◆ **WORK TO COMPLETE**: Go through the entries and transcribe each one exactly, dropping the pictures.

◆ **MATERIAL SHOWN**:
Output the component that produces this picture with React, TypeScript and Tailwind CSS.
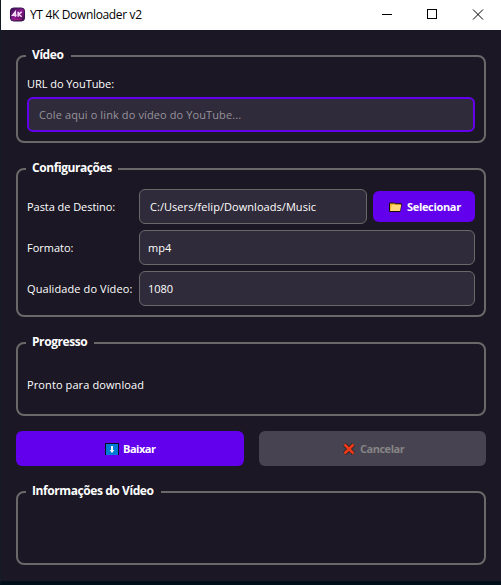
import type { ReactNode } from "react";

function Group({ title, titleClass, className, children }: { title: string; titleClass: string; className: string; children?: ReactNode }) {
  return (
    <section className={`relative rounded-[8px] border-2 border-[#696969] ${className}`}>
      <h2 className={`absolute -top-[11px] left-2 flex h-[18px] items-center whitespace-nowrap bg-[#1b1724] pl-1.5 text-[12px] font-bold tracking-[-0.42px] text-white ${titleClass}`}>
        {title}
      </h2>
      {children}
    </section>
  );
}

function Label({ children, className }: { children: ReactNode; className: string }) {
  return <span className={`block whitespace-nowrap text-[11px] leading-4 text-white ${className}`}>{children}</span>;
}

function Field({ children, className }: { children: ReactNode; className: string }) {
  return (
    <div className={`flex h-[35px] items-center rounded-[6px] border border-[#696969] bg-[#302b3a] text-[11px] leading-4 whitespace-nowrap text-white ${className}`}>
      {children}
    </div>
  );
}

function AppIcon() {
  return (
    <svg width="16" height="16" viewBox="0 0 16 16">
      <defs>
        <linearGradient id="app" x1="0" y1="0" x2="1" y2="1">
          <stop offset="0" stopColor="#35104f" />
          <stop offset=".5" stopColor="#8b1a91" />
          <stop offset="1" stopColor="#3a0b42" />
        </linearGradient>
      </defs>
      <rect x="1.5" y="1" width="14" height="13" rx="3" fill="url(#app)" stroke="#36154c" />
      <path d="M6.3 9.8V4.8L3.6 8.2h4M9.2 4.8v5M12.7 4.8 9.7 7.2l3 2.6" fill="none" stroke="#f5dcf5" strokeWidth="1.5" />
      <path d="M4.5 12.3h8" stroke="#b01b83" />
    </svg>
  );
}

function FolderIcon() {
  return (
    <svg width="13" height="10" viewBox="0 0 13 10">
      <path d="M.5 9.5V1h5l1 .7h5.8v1.5L11 9.5z" fill="#f3b62d" stroke="#171006" />
      <path d="M2.7 3h9.4l-1 6H1.4z" fill="#ffd679" />
    </svg>
  );
}

function DownIcon() {
  return (
    <svg className="mt-px" width="14" height="13" viewBox="0 0 14 13">
      <path d="M0 0h14v12H0z" fill="#07101e" />
      <path d="M1 1h12v11H1z" fill="#0078d7" />
      <path d="M6 3h2v4h1.4L7 10 4.6 7H6z" fill="#f4f7fa" />
    </svg>
  );
}

function CrossIcon() {
  return (
    <svg className="mt-px" width="12" height="12" viewBox="0 0 12 12">
      <path d="m1.5 1.5 9 9M10.5 1.5l-9 9" stroke="#241d20" strokeWidth="4.2" />
      <path d="m1.5 1.5 9 9M10.5 1.5l-9 9" stroke="#f03a17" strokeWidth="2.7" />
    </svg>
  );
}

export default function App() {
  return (
    <main className="flex h-[585px] w-[501px] flex-col overflow-hidden bg-[#1b1724] font-['Open_Sans','Noto_Sans',sans-serif]">
      <header className="flex h-[30px] shrink-0 items-center border-l border-[#111b24] bg-white pl-2">
        <AppIcon />
        <span className="ml-[5px] whitespace-nowrap text-[12px] leading-4 tracking-[-0.34px] text-black">YT 4K Downloader v2</span>
        <svg className="mr-[17px] ml-auto" width="102" height="12" viewBox="0 0 102 12" fill="none" stroke="#000" strokeWidth="1">
          <path d="M0 5.5h10M45.5 .5h9v9h-9z" shapeRendering="crispEdges" />
          <path d="m91 .5 10 10M101 .5l-10 10" />
        </svg>
      </header>
      <div className="flex min-h-0 flex-1 flex-col border-b-4 border-l border-b-[#000f19] border-l-[#141d26] pt-[25px] pr-[15px] pl-[15px]">
        <Group title="Vídeo" titleClass="w-[45px]" className="h-[88px] px-[9px] pt-[19px]">
          <Label className="tracking-[-0.05px]">URL do YouTube:</Label>
          <div className="mt-[5px] flex h-[35px] items-center rounded-[6px] border-2 border-[#6200ee] bg-[#302b3a] pt-px pl-2.5 text-[11px] tracking-[0.11px] whitespace-nowrap text-[#96939b]">
            Cole aqui o link do vídeo do YouTube...
          </div>
        </Group>
        <Group title="Configurações" titleClass="w-[92px]" className="mt-[25px] h-[149px] px-[9px] pt-[19px]">
          <div className="grid grid-cols-[112px_1fr] items-center gap-y-1.5">
            <Label className="tracking-[-0.05px]">Pasta de Destino:</Label>
            <div className="flex items-center gap-1.5">
              <Field className="w-[228px] pl-2.5 tracking-[0.05px]">C:/Users/felip/Downloads/Music</Field>
              <button className="flex h-[31px] w-[102px] items-center rounded-[6px] bg-[#6200ee] pl-4 text-[11px] font-bold tracking-[-0.33px] text-white">
                <FolderIcon />
                <span className="ml-[5px] pt-px">Selecionar</span>
              </button>
            </div>
            <Label className="">Formato:</Label>
            <Field className="pl-2">mp4</Field>
            <Label className="tracking-[0.1px]">Qualidade do Vídeo:</Label>
            <Field className="pl-2">1080</Field>
          </div>
        </Group>
        <Group title="Progresso" titleClass="w-[68px]" className="mt-[25px] h-[74px] px-[9px] pt-[33px]">
          <Label className="tracking-[0.1px]">Pronto para download</Label>
        </Group>
        <div className="mt-[15px] flex h-[35px] gap-[15px]">
          <button className="flex w-[228px] items-center rounded-[6px] bg-[#6200ee] pl-[89px] text-[11px] font-bold tracking-[-0.5px] text-white">
            <DownIcon />
            <span className="ml-1 pt-px">Baixar</span>
          </button>
          <button className="flex w-[227px] items-center rounded-[6px] bg-[#484350] pl-[84px] text-[11px] font-bold tracking-[-0.48px] text-[#858585]">
            <CrossIcon />
            <span className="ml-[5px] pt-px">Cancelar</span>
          </button>
        </div>
        <Group title="Informações do Vídeo" titleClass="w-[135px]" className="mt-[25px] h-[74px]" />
      </div>
    </main>
  );
}
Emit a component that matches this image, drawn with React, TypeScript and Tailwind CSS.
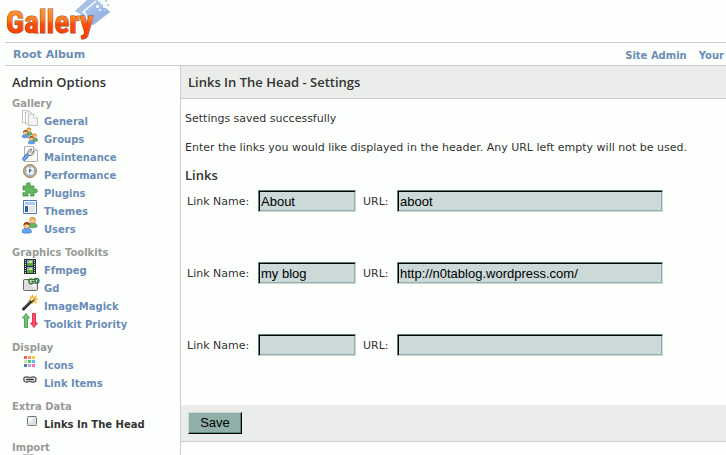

◆ **OUTPUT**:
Output the component that produces this picture with React, TypeScript and Tailwind CSS.
import type { ReactNode } from "react";

function Group({ title, titleClass, className, children }: { title: string; titleClass: string; className: string; children?: ReactNode }) {
  return (
    <section className={`relative rounded-[8px] border-2 border-[#696969] ${className}`}>
      <h2 className={`absolute -top-[11px] left-2 flex h-[18px] items-center whitespace-nowrap bg-[#1b1724] pl-1.5 text-[12px] font-bold tracking-[-0.42px] text-white ${titleClass}`}>
        {title}
      </h2>
      {children}
    </section>
  );
}

function Label({ children, className }: { children: ReactNode; className: string }) {
  return <span className={`block whitespace-nowrap text-[11px] leading-4 text-white ${className}`}>{children}</span>;
}

function Field({ children, className }: { children: ReactNode; className: string }) {
  return (
    <div className={`flex h-[35px] items-center rounded-[6px] border border-[#696969] bg-[#302b3a] text-[11px] leading-4 whitespace-nowrap text-white ${className}`}>
      {children}
    </div>
  );
}

function AppIcon() {
  return (
    <svg width="16" height="16" viewBox="0 0 16 16">
      <defs>
        <linearGradient id="app" x1="0" y1="0" x2="1" y2="1">
          <stop offset="0" stopColor="#35104f" />
          <stop offset=".5" stopColor="#8b1a91" />
          <stop offset="1" stopColor="#3a0b42" />
        </linearGradient>
      </defs>
      <rect x="1.5" y="1" width="14" height="13" rx="3" fill="url(#app)" stroke="#36154c" />
      <path d="M6.3 9.8V4.8L3.6 8.2h4M9.2 4.8v5M12.7 4.8 9.7 7.2l3 2.6" fill="none" stroke="#f5dcf5" strokeWidth="1.5" />
      <path d="M4.5 12.3h8" stroke="#b01b83" />
    </svg>
  );
}

function FolderIcon() {
  return (
    <svg width="13" height="10" viewBox="0 0 13 10">
      <path d="M.5 9.5V1h5l1 .7h5.8v1.5L11 9.5z" fill="#f3b62d" stroke="#171006" />
      <path d="M2.7 3h9.4l-1 6H1.4z" fill="#ffd679" />
    </svg>
  );
}

function DownIcon() {
  return (
    <svg className="mt-px" width="14" height="13" viewBox="0 0 14 13">
      <path d="M0 0h14v12H0z" fill="#07101e" />
      <path d="M1 1h12v11H1z" fill="#0078d7" />
      <path d="M6 3h2v4h1.4L7 10 4.6 7H6z" fill="#f4f7fa" />
    </svg>
  );
}

function CrossIcon() {
  return (
    <svg className="mt-px" width="12" height="12" viewBox="0 0 12 12">
      <path d="m1.5 1.5 9 9M10.5 1.5l-9 9" stroke="#241d20" strokeWidth="4.2" />
      <path d="m1.5 1.5 9 9M10.5 1.5l-9 9" stroke="#f03a17" strokeWidth="2.7" />
    </svg>
  );
}

export default function App() {
  return (
    <main className="flex h-[585px] w-[501px] flex-col overflow-hidden bg-[#1b1724] font-['Open_Sans','Noto_Sans',sans-serif]">
      <header className="flex h-[30px] shrink-0 items-center border-l border-[#111b24] bg-white pl-2">
        <AppIcon />
        <span className="ml-[5px] whitespace-nowrap text-[12px] leading-4 tracking-[-0.34px] text-black">YT 4K Downloader v2</span>
        <svg className="mr-[17px] ml-auto" width="102" height="12" viewBox="0 0 102 12" fill="none" stroke="#000" strokeWidth="1">
          <path d="M0 5.5h10M45.5 .5h9v9h-9z" shapeRendering="crispEdges" />
          <path d="m91 .5 10 10M101 .5l-10 10" />
        </svg>
      </header>
      <div className="flex min-h-0 flex-1 flex-col border-b-4 border-l border-b-[#000f19] border-l-[#141d26] pt-[25px] pr-[15px] pl-[15px]">
        <Group title="Vídeo" titleClass="w-[45px]" className="h-[88px] px-[9px] pt-[19px]">
          <Label className="tracking-[-0.05px]">URL do YouTube:</Label>
          <div className="mt-[5px] flex h-[35px] items-center rounded-[6px] border-2 border-[#6200ee] bg-[#302b3a] pt-px pl-2.5 text-[11px] tracking-[0.11px] whitespace-nowrap text-[#96939b]">
            Cole aqui o link do vídeo do YouTube...
          </div>
        </Group>
        <Group title="Configurações" titleClass="w-[92px]" className="mt-[25px] h-[149px] px-[9px] pt-[19px]">
          <div className="grid grid-cols-[112px_1fr] items-center gap-y-1.5">
            <Label className="tracking-[-0.05px]">Pasta de Destino:</Label>
            <div className="flex items-center gap-1.5">
              <Field className="w-[228px] pl-2.5 tracking-[0.05px]">C:/Users/felip/Downloads/Music</Field>
              <button className="flex h-[31px] w-[102px] items-center rounded-[6px] bg-[#6200ee] pl-4 text-[11px] font-bold tracking-[-0.33px] text-white">
                <FolderIcon />
                <span className="ml-[5px] pt-px">Selecionar</span>
              </button>
            </div>
            <Label className="">Formato:</Label>
            <Field className="pl-2">mp4</Field>
            <Label className="tracking-[0.1px]">Qualidade do Vídeo:</Label>
            <Field className="pl-2">1080</Field>
          </div>
        </Group>
        <Group title="Progresso" titleClass="w-[68px]" className="mt-[25px] h-[74px] px-[9px] pt-[33px]">
          <Label className="tracking-[0.1px]">Pronto para download</Label>
        </Group>
        <div className="mt-[15px] flex h-[35px] gap-[15px]">
          <button className="flex w-[228px] items-center rounded-[6px] bg-[#6200ee] pl-[89px] text-[11px] font-bold tracking-[-0.5px] text-white">
            <DownIcon />
            <span className="ml-1 pt-px">Baixar</span>
          </button>
          <button className="flex w-[227px] items-center rounded-[6px] bg-[#484350] pl-[84px] text-[11px] font-bold tracking-[-0.48px] text-[#858585]">
            <CrossIcon />
            <span className="ml-[5px] pt-px">Cancelar</span>
          </button>
        </div>
        <Group title="Informações do Vídeo" titleClass="w-[135px]" className="mt-[25px] h-[74px]" />
      </div>
    </main>
  );
}
Emit a component that matches this image, drawn with React, TypeScript and Tailwind CSS.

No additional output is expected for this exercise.